The savings generated by this heightened competition from biosimilars can offset the costs of supporting other drug innovations, Fredell said. “Plan sponsors will have financial headroom to afford coverage for breakthrough medicines, like GLP-1s for diabetes and obesity, as well as million-dollar gene therapies,” he said.

GLP-1s accounted for nearly a quarter of non-specialty drug spend in 2023, according to Evernorth data. By 2030, the market is expected to exceed $100 billion, with an estimated 30 million people – roughly 10% of the U.S. population – projected to use these drugs.

Gene therapies are experiencing a massive acceleration of innovation, with up to 20 new gene therapy launches expected annually starting in 2025. By the end of 2034, more than 1 million patients are projected to receive gene therapies each year, at a cost exceeding $25 billion annually.

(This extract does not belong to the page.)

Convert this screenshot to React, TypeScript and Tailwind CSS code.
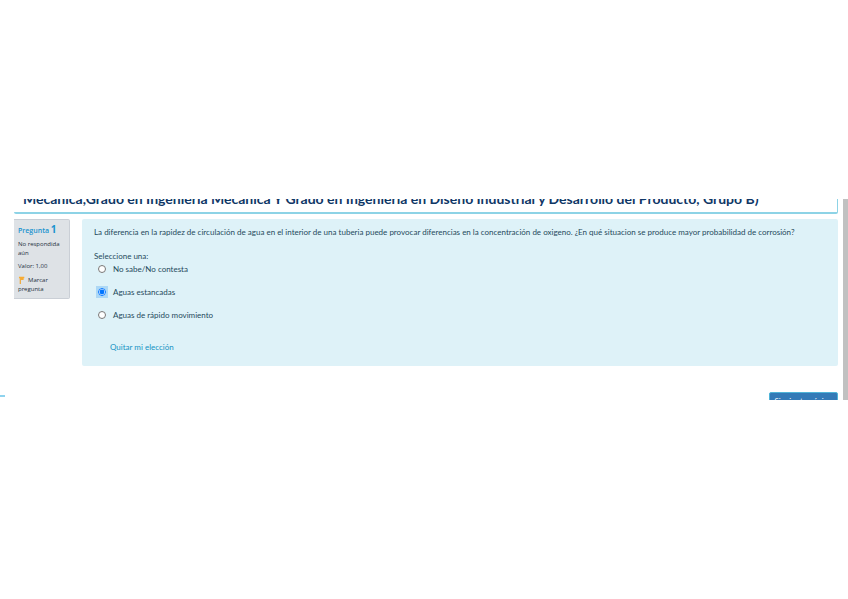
import React from "react";

const options = [
  { id: "ns", label: "No sabe/No contesta" },
  { id: "estancadas", label: "Aguas estancadas" },
  { id: "rapido", label: "Aguas de rápido movimiento" },
];

const Flag = () => {
  return (
    <svg
      viewBox="0 0 8 9"
      className="mr-0.5 inline-block h-2 w-2 align-middle"
      aria-hidden="true"
    >
      <path d="M1.4 1h1.4v8H1.4z" fill="#efa83a" />
      <path d="M.6.8h6v1.8h-.8v2H2.6v-2h-2z" fill="#f8ab33" />
    </svg>
  );
};

const QuestionInfo = () => {
  return (
    <aside className="w-14 shrink-0 self-start border border-l-0 border-[#cacfd6] rounded-r-xs bg-[#dee2e6] px-1 pt-1 pb-1 font-['Open_Sans',sans-serif] text-[6px] leading-[9px] text-[#1d2f40]">
      <h3 className="text-[7px] leading-[10px] font-semibold text-[#1a93cf]">
        Pregunta <span className="text-[10px] font-bold">1</span>
      </h3>
      <div className="mt-1">No respondida aún</div>
      <div className="mt-1">Valor: 1,00</div>
      <a href="#marcar" className="mt-[5px] block">
        <Flag />
        Marcar pregunta
      </a>
    </aside>
  );
};

const Question = () => {
  const [selected, setSelected] = React.useState("estancadas");

  return (
    <form className="min-w-0 flex-1 rounded-xs bg-[#def2f8] px-3 pt-2 pb-[14px] text-[8px] leading-[10px] text-[#1f4a5c]">
      <p className="whitespace-nowrap">
        La diferencia en la rapidez de circulación de agua en el interior de una
        tuberia puede provocar diferencias en la concentración de oxigeno. ¿En
        qué situacion se produce mayor probabilidad de corrosión?
      </p>
      <fieldset className="mt-[14px]">
        <legend>Seleccione una:</legend>
        <div className="mt-0.5 flex flex-col gap-3">
          {options.map((option) => (
            <div key={option.id} className="flex h-[11px] items-center gap-[5px]">
              <span
                className={
                  selected === option.id
                    ? "ml-0.5 flex h-3 w-3 items-center justify-center bg-[#add8f5]"
                    : "ml-0.5 flex h-3 w-3 items-center justify-center"
                }
              >
                <input
                  type="radio"
                  id={option.id}
                  name="respuesta"
                  checked={selected === option.id}
                  onChange={() => setSelected(option.id)}
                  className="h-2 w-2"
                />
              </span>
              <label htmlFor={option.id}>{option.label}</label>
            </div>
          ))}
        </div>
      </fieldset>
      <button
        type="button"
        onClick={() => setSelected("")}
        className="mt-[22px] ml-4 text-[#1593c4]"
      >
        Quitar mi elección
      </button>
    </form>
  );
};

const App = () => {
  return (
    <div className="flex min-h-screen flex-col justify-center bg-white font-[Lato,sans-serif]">
      <div className="flex h-[201px] overflow-hidden">
        <div className="flex w-[14px] shrink-0 items-end pb-[3px]">
          <div className="h-[2px] w-[5px] bg-[#8fd3ee]" />
        </div>
        <main className="min-w-0 flex-1">
          <header className="flex h-[15px] items-end overflow-hidden rounded-b-xs border-r border-b-2 border-[#8dd3e6] px-[9px] pb-[5px]">
            <h1 className="whitespace-nowrap text-[14px] leading-[17px] font-bold text-[#0f3766]">
              Mecánica,Grado en Ingeniería Mecánica Y Grado en Ingeniería en
              Diseño Industrial y Desarrollo del Producto, Grupo B)
            </h1>
          </header>
          <div className="mt-[5px] flex gap-3">
            <QuestionInfo />
            <Question />
          </div>
          <div className="mt-[26px] flex justify-end">
            <button className="rounded-xs border border-[#4fb4d8] bg-[#337ab7] px-[5px] py-[3px] text-[8px] leading-[10px] text-white">
              Siguiente página
            </button>
          </div>
        </main>
        <div className="ml-[5px] w-[5px] shrink-0 bg-[#c1c1c1]" />
      </div>
    </div>
  );
};

export default App;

“Beyond driving competition and lowering costs, the rise of biosimilars has the potential to reshape the pharmaceutical landscape by enabling plan sponsors to offer the next wave of innovative drug treatments to their members,” Fredell said.

Streamlining access to biosimilars

Express Scripts has long been committed to elevating the use of effective and affordable biosimilars. In 2022, it added Semglee, the first interchangeable insulin product, to its National Preferred Formulary, driving more than $20 million in savings for plan sponsors in just one year. The company plans to remove Humira from commercial formularies in 2025 to drive competition and lower costs while ensuring seamless patient care with the availability of multiple interchangeable biosimilars.

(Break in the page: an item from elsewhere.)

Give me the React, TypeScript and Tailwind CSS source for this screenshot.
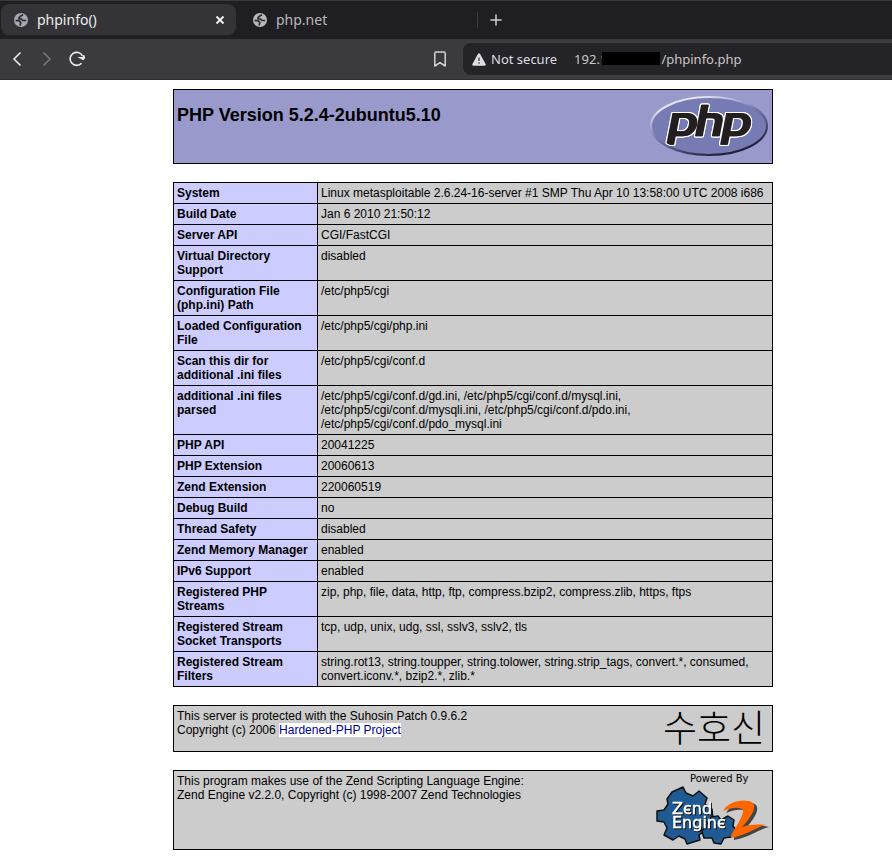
import type { ReactNode } from "react";
import { SiPhp } from "react-icons/si";

const info: [string, string][] = [
  ["System", "Linux metasploitable 2.6.24-16-server #1 SMP Thu Apr 10 13:58:00 UTC 2008 i686"],
  ["Build Date", "Jan 6 2010 21:50:12"],
  ["Server API", "CGI/FastCGI"],
  ["Virtual Directory Support", "disabled"],
  ["Configuration File (php.ini) Path", "/etc/php5/cgi"],
  ["Loaded Configuration File", "/etc/php5/cgi/php.ini"],
  ["Scan this dir for additional .ini files", "/etc/php5/cgi/conf.d"],
  [
    "additional .ini files parsed",
    "/etc/php5/cgi/conf.d/gd.ini, /etc/php5/cgi/conf.d/mysql.ini, /etc/php5/cgi/conf.d/mysqli.ini, /etc/php5/cgi/conf.d/pdo.ini, /etc/php5/cgi/conf.d/pdo_mysql.ini",
  ],
  ["PHP API", "20041225"],
  ["PHP Extension", "20060613"],
  ["Zend Extension", "220060519"],
  ["Debug Build", "no"],
  ["Thread Safety", "disabled"],
  ["Zend Memory Manager", "enabled"],
  ["IPv6 Support", "enabled"],
  ["Registered PHP Streams", "zip, php, file, data, http, ftp, compress.bzip2, compress.zlib, https, ftps"],
  ["Registered Stream Socket Transports", "tcp, udp, unix, udg, ssl, sslv3, sslv2, tls"],
  [
    "Registered Stream Filters",
    "string.rot13, string.toupper, string.tolower, string.strip_tags, convert.*, consumed, convert.iconv.*, bzip2.*, zlib.*",
  ],
];

function Globe({ className }: { className: string }) {
  return (
    <svg viewBox="0 0 14 14" className={className} aria-hidden="true">
      <circle cx="7" cy="7" r="7" fill="currentColor" />
      <g fill="none" stroke="#2b2b30" strokeWidth="1.7">
        <path d="M9 1.800 6.500 3.200 5 4.600V6h2.500l1.300 1.500h3.400" />
        <path d="M1.600 7.400 5.600 8l1.200 1.700-.8 2.700" />
      </g>
    </svg>
  );
}

function PhpLogo() {
  return (
    <svg width="120" height="67" viewBox="0 0 120 67" role="img" aria-label="PHP logo" className="shrink-0">
      <defs>
        <linearGradient id="rim" x1="0.2" y1="0" x2="0.8" y2="1">
          <stop offset="0.1" stopColor="#e4e5f2" />
          <stop offset="0.45" stopColor="#777bb3" />
          <stop offset="0.9" stopColor="#23213a" />
        </linearGradient>
        <mask id="letters" maskUnits="userSpaceOnUse" x="0" y="0" width="120" height="67">
          <ellipse cx="60" cy="34" rx="54" ry="26" fill="#fff" />
          <SiPhp x={-1} y={-26} size={120} color="#000" />
        </mask>
      </defs>
      <ellipse cx="60" cy="33" rx="58" ry="29" fill="#777bb3" />
      <g className="[filter:drop-shadow(1px_0_0_#231f20)_drop-shadow(1px_0_0_#fff)_drop-shadow(-1px_0_0_#fff)_drop-shadow(0_1px_0_#fff)_drop-shadow(0_-1px_0_#fff)]">
        <g mask="url(#letters)">
          <rect width="120" height="67" fill="#231f20" />
        </g>
      </g>
      <ellipse cx="60" cy="33" rx="58" ry="29" fill="none" stroke="url(#rim)" strokeWidth="2" />
    </svg>
  );
}

function ZendLogo() {
  return (
    <svg width="114" height="76" viewBox="0 0 114 76" role="img" aria-label="Powered by Zend Engine 2" className="shrink-0">
      <text x="35" y="8" fontSize="10" className="font-['DejaVu_Sans',sans-serif]">
        Powered By
      </text>
      <g stroke="#111" strokeWidth="1.500" strokeLinejoin="round" fill="#1f5b92">
        <path d="M17 18 28 13 31 19 38 22 44 17 52 24 50 30 57 35 58 46 52 52 50 57 44 61 45 66 32 70 30 65 24 62 18 66 9 61 12 54 9 48 2 47 2 37 9 36 13 30 12 25Z" />
        <path d="M56 43 63 42 66 46 73 42 79 46 78 52 82 57 76 63 69 64 66 70 59 69 57 64 49 64 47 57 51 52Z" />
      </g>
      <path
        transform="translate(3 2)"
        d="M68 37C72 29 84 25 94 27c9 2 6 12-6 25 8-3 15-3 23-1-10 2-16 9-35 13-1-5 9-14 12-26 1-6-12-5-20-1Z"
        fill="#444"
      />
      <path
        d="M68 37C72 29 84 25 94 27c9 2 6 12-7 26 8-3 15-3 24-2-10 2-16 9-35 13-1-5 9-14 12-26 1-6-12-5-20-1Z"
        fill="#ff6600"
      />
      <text
        fontSize="16"
        fill="#fff"
        stroke="#fff"
        strokeWidth="0.5"
        className="font-['DejaVu_Sans',sans-serif] [filter:drop-shadow(1px_1px_0_#111)]"
      >
        <tspan x="17" y="40">Zєnd</tspan>
        <tspan x="17" y="54">Enginє</tspan>
      </text>
    </svg>
  );
}

function Panel({ children, className }: { children: ReactNode; className: string }) {
  return (
    <div className={`flex items-start justify-between border border-black p-[3px] ${className}`}>{children}</div>
  );
}

export default function App() {
  return (
    <div className="min-h-screen bg-white">
      <header className="font-['Noto_Sans',sans-serif] text-[#c8c8c8]">
        <nav className="flex h-[39px] items-start border-t border-[#3a3a3e] bg-[#1f1e23] pt-[3px] pl-px">
          <div className="flex h-[31px] w-[235px] items-center rounded-[8px] bg-[#343438] pr-3 pl-[13px]">
            <Globe className="size-[14px] text-[#a4a9b3]" />
            <button className="ml-[9px] flex-1 text-left text-[14px] text-[#eeeeee]">phpinfo()</button>
            <button aria-label="Close tab" className="text-[#eeeeee]">
              <svg width="8" height="8" viewBox="0 0 8 8" stroke="currentColor" strokeWidth="2">
                <path d="m.5.5 7 7m0-7-7 7" />
              </svg>
            </button>
          </div>
          <div className="flex h-[31px] w-[241px] items-center pl-[17px]">
            <Globe className="size-[14px] text-[#b9b9b9]" />
            <button className="ml-[9px] text-[14px] text-[#b9b9b9]">php.net</button>
          </div>
          <div className="flex h-[31px] items-center">
            <span className="h-4 w-px bg-[#3b3b40]" />
            <button aria-label="New tab" className="ml-3 text-[#d0d0d0]">
              <svg width="12" height="12" viewBox="0 0 12 12" stroke="currentColor" strokeWidth="1.500">
                <path d="M6 .5v11M.5 6h11" />
              </svg>
            </button>
          </div>
        </nav>
        <div className="flex h-[41px] items-center border-b border-[#2e2d31] bg-[#3b3a3f] pl-3">
          <button aria-label="Back" className="text-[#eeeeee]">
            <svg width="10" height="16" viewBox="0 0 10 16" fill="none" stroke="currentColor" strokeWidth="1.500">
              <path d="M8.500 1.500 2 8l6.500 6.500" />
            </svg>
          </button>
          <button aria-label="Forward" className="ml-5 text-[#77777c]">
            <svg width="10" height="16" viewBox="0 0 10 16" fill="none" stroke="currentColor" strokeWidth="1.500">
              <path d="M1.500 1.500 8 8l-6.500 6.500" />
            </svg>
          </button>
          <button aria-label="Reload" className="ml-4 text-[#eeeeee]">
            <svg width="18" height="16" viewBox="0 0 18 16" fill="none" stroke="currentColor" strokeWidth="1.600">
              <path d="M14.500 5A6.500 6.500 0 1 0 13.500 12.200" />
              <path d="M12.500 6.800h3V4.200l.8 2.500-1.300 1.500Z" fill="currentColor" />
            </svg>
          </button>
          <button aria-label="Bookmark this page" className="ml-[348px] text-[#d4d4d4]">
            <svg width="12" height="16" viewBox="0 0 12 16" fill="none" stroke="currentColor" strokeWidth="1.500" strokeLinejoin="round">
              <path d="M.8 2.300Q.8 1 2.100 1h7.800q1.300 0 1.300 1.300V15L6 11.700.8 15Z" />
            </svg>
          </button>
          <div className="ml-[17px] flex h-8 min-w-0 flex-1 items-center rounded-l-[8px] bg-[#242328] pt-px pl-[9px] text-[13px]">
            <button className="flex items-center gap-[5px] text-[#dedee2]">
              <svg width="14" height="13" viewBox="0 0 14 13" aria-hidden="true">
                <path d="M7 1.500 12.500 11.500h-11Z" fill="currentColor" stroke="currentColor" strokeWidth="2.500" strokeLinejoin="round" />
                <path d="M7 4.500v3.500M7 9.200v1.600" stroke="#55555a" strokeWidth="1.500" />
              </svg>
              Not secure
            </button>
            <div className="relative ml-[17px] flex flex-1">
              <input
                aria-label="Address"
                className="w-full bg-transparent text-[#c6c6ca] outline-none"
                defaultValue={"192.1" + " ".repeat(16) + "/phpinfo.php"}
              />
              <span className="absolute top-[2px] left-7 h-[13px] w-[58px] bg-black" />
            </div>
          </div>
        </div>
      </header>

      <main className="flex justify-center py-[9px] pl-[54px] font-['Liberation_Sans',Arial,sans-serif] text-[12px] leading-[14px] text-black">
        <div className="flex w-full max-w-[600px] flex-col gap-[18px]">
          <Panel className="bg-[#9999cc]">
            <h1 className="mt-3 text-[18px] leading-[21px] font-bold">PHP Version 5.2.4-2ubuntu5.10</h1>
            <PhpLogo />
          </Panel>

          <table className="w-full table-fixed border-collapse">
            <colgroup>
              <col className="w-[144px]" />
              <col />
            </colgroup>
            <tbody>
              {info.map(([name, value]) => (
                <tr key={name}>
                  <th scope="row" className="border border-black bg-[#ccccff] p-[3px] text-left align-top font-bold">
                    {name}
                  </th>
                  <td className="border border-black bg-[#cccccc] p-[3px] align-top">{value}</td>
                </tr>
              ))}
            </tbody>
          </table>

          <Panel className="h-[47px] bg-[#cccccc]">
            <p>
              This server is protected with the Suhosin Patch 0.9.6.2
              <br />
              Copyright (c) 2006{" "}
              <a href="#hardened-php" className="bg-white text-[#000099]">
                Hardened-PHP Project
              </a>
            </p>
            <span lang="ko" className="mr-1 font-['Noto_Sans_CJK_KR',sans-serif] text-[37px] leading-[34px] font-light">
              수호신
            </span>
          </Panel>

          <Panel className="h-[80px] bg-[#cccccc]">
            <p>
              This program makes use of the Zend Scripting Language Engine:
              <br />
              Zend Engine v2.2.0, Copyright (c) 1998-2007 Zend Technologies
            </p>
            <ZendLogo />
          </Panel>
        </div>
      </main>
    </div>
  );
}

Fredell stressed that cost is the last item taken into account when considering a biosimilar for drug formularies. “First we check each biosimilar’s clinical efficacy, safety, interchangeability, available supply, dose, and concentration,” he said, adding that this clinical-first approach ensures a positive, seamless patient experience with more affordable drug options. 

By continuing to foster competition with effective biosimilars, Express Scripts can further bend pharmaceutical cost trends for plan sponsors, supporting savings today and drug innovation in the future.